--- Start PROVIDED MATERIAL ---
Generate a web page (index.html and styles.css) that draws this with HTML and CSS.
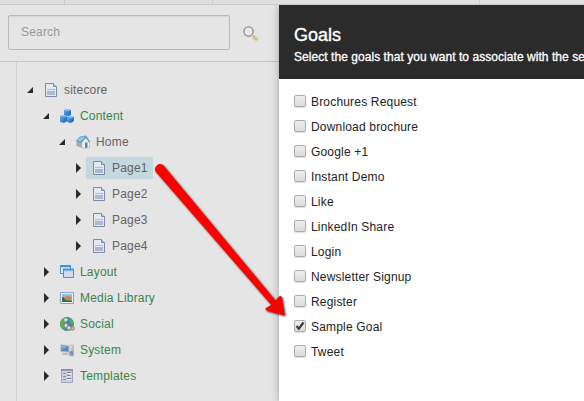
FILE: index.html
```html
<!DOCTYPE html>
<html lang="en">
<head>
<meta charset="utf-8">
<title>Goals</title>
<link rel="stylesheet" href="styles.css">
</head>
<body>
<svg class="defs" width="0" height="0" aria-hidden="true">
  <defs>
    <linearGradient id="blue" x1="0" y1="0" x2="1" y2="1"><stop offset="0" stop-color="#6db3ec"/><stop offset="1" stop-color="#1457b4"/></linearGradient>
    <linearGradient id="grey" x1="0" y1="0" x2="1" y2="1"><stop offset="0" stop-color="#eee"/><stop offset="1" stop-color="#999"/></linearGradient>
    <symbol id="open" viewBox="0 0 8 8"><path d="M7 1v6H1z" fill="#2b2b2b"/></symbol>
    <symbol id="closed" viewBox="0 0 8 10"><path d="M2 0v10l5-5z" fill="#2b2b2b"/></symbol>
    <symbol id="doc" viewBox="0 0 16 16">
      <path d="M2.500 1.500h8l3 3v10h-11z" fill="#e4e8f1" stroke="#7d8aa9"/><path d="M10.500 1.500v3h3" fill="#cbd3e3" stroke="#7d8aa9"/>
      <path d="M4 7.500h8" stroke="#b3bdd4"/><path d="M4 9h8v4H4z" fill="#acb7d2"/>
    </symbol>
    <symbol id="cubes" viewBox="0 0 16 16">
      <path d="M5 2l3-1 4 1v5l-3 1-4-1z" fill="url(#blue)"/><path d="M5 2l4 1 3-1-4-1z" fill="#8bc8f5"/>
      <path d="M1 8l3-1 4 1v5l-3 2-4-1z" fill="url(#blue)"/><path d="M1 8l4 1 3-1-4-1z" fill="#8bc8f5"/>
      <path d="M8 9l3-1 4 1v4l-3 2-4-1z" fill="url(#blue)"/><path d="M8 9l4 1 3-1-4-1z" fill="#8bc8f5"/>
    </symbol>
    <symbol id="house" viewBox="0 0 16 16">
      <path d="M1.500 7l4-2 2 5v4l-6-2z" fill="#a8abad"/><path d="M6.500 8L11 3.500 14.500 8v5.500L9 14.500l-2-1z" fill="#efefed" stroke="#aaa" stroke-width=".6"/>
      <path d="M.8 7L5 2.500l6-1L15.300 8l-1.300.3-3.200-4.300L6.500 9z" fill="#6497bd"/><path d="M2 6.600l3.500-3.500 5-.8L6 7.600z" fill="#93c5e2"/>
      <path d="M10 8.500h2.500v5l-2.500.4z" fill="#4c87bb"/>
    </symbol>
    <symbol id="windows" viewBox="0 0 16 16">
      <path d="M1.500 1.500h10v8h-10z" fill="#e4edf5" stroke="#3c96d8"/><path d="M1 2h11" stroke="#3c96d8" stroke-width="2"/><path d="M2 3.500h9" stroke="#b9daf2"/>
      <path d="M4.500 5.500h10v8h-10z" fill="#d2daec" stroke="#3c96d8"/><path d="M4 5.500h11" stroke="#3c96d8" stroke-width="2"/><path d="M5 7.500h9" stroke="#b9daf2"/>
    </symbol>
    <symbol id="photo" viewBox="0 0 16 16">
      <path d="M1.500 2.500h13v11h-13z" fill="#e9eef4" stroke="#8ea5c5"/><path d="M3 4h10v4H3z" fill="#92bee0"/><path d="M3 7h10v5H3z" fill="#8fae6a"/>
      <path d="M3 7q2 0 3 2t3 1l4 1v1H3z" fill="#39694a"/><ellipse cx="9" cy="7.600" rx="3" ry="1.700" fill="#e77b45"/>
    </symbol>
    <symbol id="globe" viewBox="0 0 16 16">
      <circle cx="8" cy="8" r="7" fill="#3e85c2"/><path d="M3 3l4-2 2 3-3 3-2 1 2 3-1 3-3-3-1-5z" fill="#69a943"/><path d="M10 2l4 3 1 4-3-1-2-3z" fill="#61a44b"/>
      <path d="M5 3q3-2 4 1L6 6z" fill="#c9e7e9"/><g fill="#ddd" stroke="#938e7d" stroke-width="1.100"><circle cx="7" cy="9.500" r="2"/><circle cx="10" cy="12" r="2"/><circle cx="13.500" cy="12.500" r="1.700" fill="#e5bd55"/></g>
    </symbol>
    <symbol id="computer" viewBox="0 0 16 16">
      <path d="M10 3h4.500v11H10z" fill="url(#grey)" stroke="#aaa" stroke-width=".5"/><path d="M1 2l9.500 1v8L1 10z" fill="#c6cbd2"/><path d="M2 3.200l7.500.8v5.800L2 9z" fill="#5c86b7"/>
      <path d="M2 3.200l7.500.8L2 8z" fill="#86a8cd"/><path d="M4 11h4l1 2-6-.5z" fill="#b5b8bc"/><circle cx="12.500" cy="11" r="2" fill="#7893b7"/>
    </symbol>
    <symbol id="form" viewBox="0 0 16 16">
      <path d="M2.500 1.500h11v13h-11z" fill="#cdcfdd" stroke="#a1a4b8"/><path d="M2 2h12" stroke="#84879f" stroke-width="1.500"/>
      <path d="M4 5.500h3M4 8.500h3M4 11.500h3" stroke="#8b8fa8"/><path d="M8 4.500h4M8 7.500h3M8 10.500h4" stroke="#777c98"/><path d="M8 5.500h4M8 8.500h3M8 11.500h4" stroke="#eef0f8"/>
    </symbol>
  </defs>
</svg>
<div class="screen">
  <div class="strip"><i class="cell first"></i><i class="cell second"></i><i class="cell third"></i></div>
  <div class="main">
    <aside class="sidebar">
      <div class="search">
        <div class="field">Search</div>
        <svg class="glass" viewBox="0 0 16 16"><path d="M9.800 9.800l4.400 4.400" stroke="#d9bd82" stroke-width="3.200"/><circle cx="5.500" cy="5.500" r="4.600" fill="#e9e9ea" stroke="#8c8c8c" stroke-width="1.300"/></svg>
      </div>
      <div class="tree">
        <div class="node l0"><svg class="tw"><use href="#open"/></svg><span class="item"><svg><use href="#doc"/></svg><b>sitecore</b></span></div>
        <div class="node l1 green"><svg class="tw"><use href="#open"/></svg><span class="item"><svg><use href="#cubes"/></svg><b>Content</b></span></div>
        <div class="node l2"><svg class="tw"><use href="#open"/></svg><span class="item"><svg><use href="#house"/></svg><b>Home</b></span></div>
        <div class="node l3"><svg class="tw"><use href="#closed"/></svg><span class="item selected"><svg><use href="#doc"/></svg><b>Page1</b></span></div>
        <div class="node l3"><svg class="tw"><use href="#closed"/></svg><span class="item"><svg><use href="#doc"/></svg><b>Page2</b></span></div>
        <div class="node l3"><svg class="tw"><use href="#closed"/></svg><span class="item"><svg><use href="#doc"/></svg><b>Page3</b></span></div>
        <div class="node l3"><svg class="tw"><use href="#closed"/></svg><span class="item"><svg><use href="#doc"/></svg><b>Page4</b></span></div>
        <div class="node l1 green"><svg class="tw"><use href="#closed"/></svg><span class="item"><svg><use href="#windows"/></svg><b>Layout</b></span></div>
        <div class="node l1 green"><svg class="tw"><use href="#closed"/></svg><span class="item"><svg><use href="#photo"/></svg><b>Media Library</b></span></div>
        <div class="node l1 green"><svg class="tw"><use href="#closed"/></svg><span class="item"><svg><use href="#globe"/></svg><b>Social</b></span></div>
        <div class="node l1 green"><svg class="tw"><use href="#closed"/></svg><span class="item"><svg><use href="#computer"/></svg><b>System</b></span></div>
        <div class="node l1 green"><svg class="tw"><use href="#closed"/></svg><span class="item"><svg><use href="#form"/></svg><b>Templates</b></span></div>
      </div>
    </aside>
    <section class="dialog">
      <header><h1>Goals</h1><p>Select the goals that you want to associate with the se</p></header>
      <div class="goals">
        <label><input type="checkbox">Brochures Request</label>
        <label><input type="checkbox">Download brochure</label>
        <label><input type="checkbox">Google +1</label>
        <label><input type="checkbox">Instant Demo</label>
        <label><input type="checkbox">Like</label>
        <label><input type="checkbox">LinkedIn Share</label>
        <label><input type="checkbox">Login</label>
        <label><input type="checkbox">Newsletter Signup</label>
        <label><input type="checkbox">Register</label>
        <label><input type="checkbox" checked><svg class="tick" viewBox="0 0 12 12"><path d="M2.500 6l2.300 2.700L9.500 2.500" fill="none" stroke="#3c3c3c" stroke-width="2.200"/></svg>Sample Goal</label>
        <label><input type="checkbox">Tweet</label>
      </div>
    </section>
  </div>
  <svg class="arrow" viewBox="0 0 584 401"><path d="M156 172a5 5 0 0 1 7.500-6.500L275.500 300.500l3.500-4q2-1.500 3 1L284.800 315.500l-17-4.500q-3-1-2-3l5.500-3z" fill="#fe0000"/></svg>
</div>
</body>
</html>
```
FILE: styles.css
```css
* { box-sizing: border-box; }
body { margin: 0; font: 12px/16px "Liberation Sans", Arial, sans-serif; letter-spacing: .18px; }
.defs { position: absolute; }
.screen { position: relative; width: 584px; height: 401px; overflow: hidden; background: #e5e5e5; display: flex; flex-direction: column; }
.strip { height: 5px; flex: none; display: flex; background: #dfdfdf; border-bottom: 1px solid #cbcbcb; }
.cell { border-right: 1px solid #cbcbcb; }
.first { width: 65px; }
.second { width: 148px; }
.third { width: 267px; }
.main { flex: 1; display: flex; min-height: 0; }
.sidebar { width: 279px; flex: none; display: flex; flex-direction: column; }
.search { height: 57px; flex: none; display: flex; align-items: flex-start; gap: 13px; padding: 10px 0 0 8px; border-bottom: 1px solid #c5c5c5; }
.field { width: 222px; height: 35px; padding: 8px 12px; border: 1px solid #bababa; border-radius: 2px; box-shadow: inset 0 1px 1px #d6d6d6; color: #999; }
.glass { width: 16px; height: 16px; margin-top: 11px; }
.tree { flex: 1; margin-left: 16px; border-left: 1px solid #d2d2d2; padding-top: 15px; }
.node { height: 26px; display: flex; align-items: center; color: #646464; }
.l0 { padding-left: 9px; }
.l1 { padding-left: 25px; }
.l2 { padding-left: 41px; }
.l3 { padding-left: 57px; }
.green { color: #3b8449; }
.tw { width: 8px; height: 10px; margin-right: 4px; flex: none; }
.item { height: 22px; display: flex; align-items: center; gap: 5px; padding: 0 5px; }
.item svg { width: 16px; height: 16px; }
.item b { font-weight: normal; }
.selected { width: 67px; background: #c4d8e0; }
.dialog { flex: 1; min-width: 0; background: #fff; box-shadow: 0 0 8px rgba(0,0,0,.3); clip-path: inset(0 0 0 -12px); }
header { height: 74px; background: #2b2b2b; color: #fff; padding: 19px 0 0 15px; white-space: nowrap; overflow: hidden; }
h1 { margin: 0; font-size: 18px; line-height: 22px; font-weight: normal; letter-spacing: 0; -webkit-text-stroke: .35px #fff; }
p { margin: 3px 0 0; letter-spacing: .05px; -webkit-text-stroke: .3px #fff; }
.goals { padding: 10px 0 0 15px; color: #222; }
label { position: relative; display: flex; align-items: center; gap: 5px; height: 25px; }
input { appearance: none; width: 12px; height: 12px; margin: 0 0 1px; border: 1px solid #acacac; border-radius: 2px; background: linear-gradient(#eee, #dcdcdc); box-shadow: 0 1px 1px #ddd; }
.tick { position: absolute; left: 0; top: 6px; width: 12px; height: 12px; }
.arrow { position: absolute; inset: 0; width: 584px; height: 401px; filter: drop-shadow(1px 1px 1px rgba(0,0,0,.75)); }
```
--- End PROVIDED MATERIAL ---
GOAL. Every line in the data above that contains "styles" needs to be copied.

SOLUTION TO THIS TASK.
Generate a web page (index.html and styles.css) that draws this with HTML and CSS.
<link rel="stylesheet" href="styles.css">
FILE: styles.css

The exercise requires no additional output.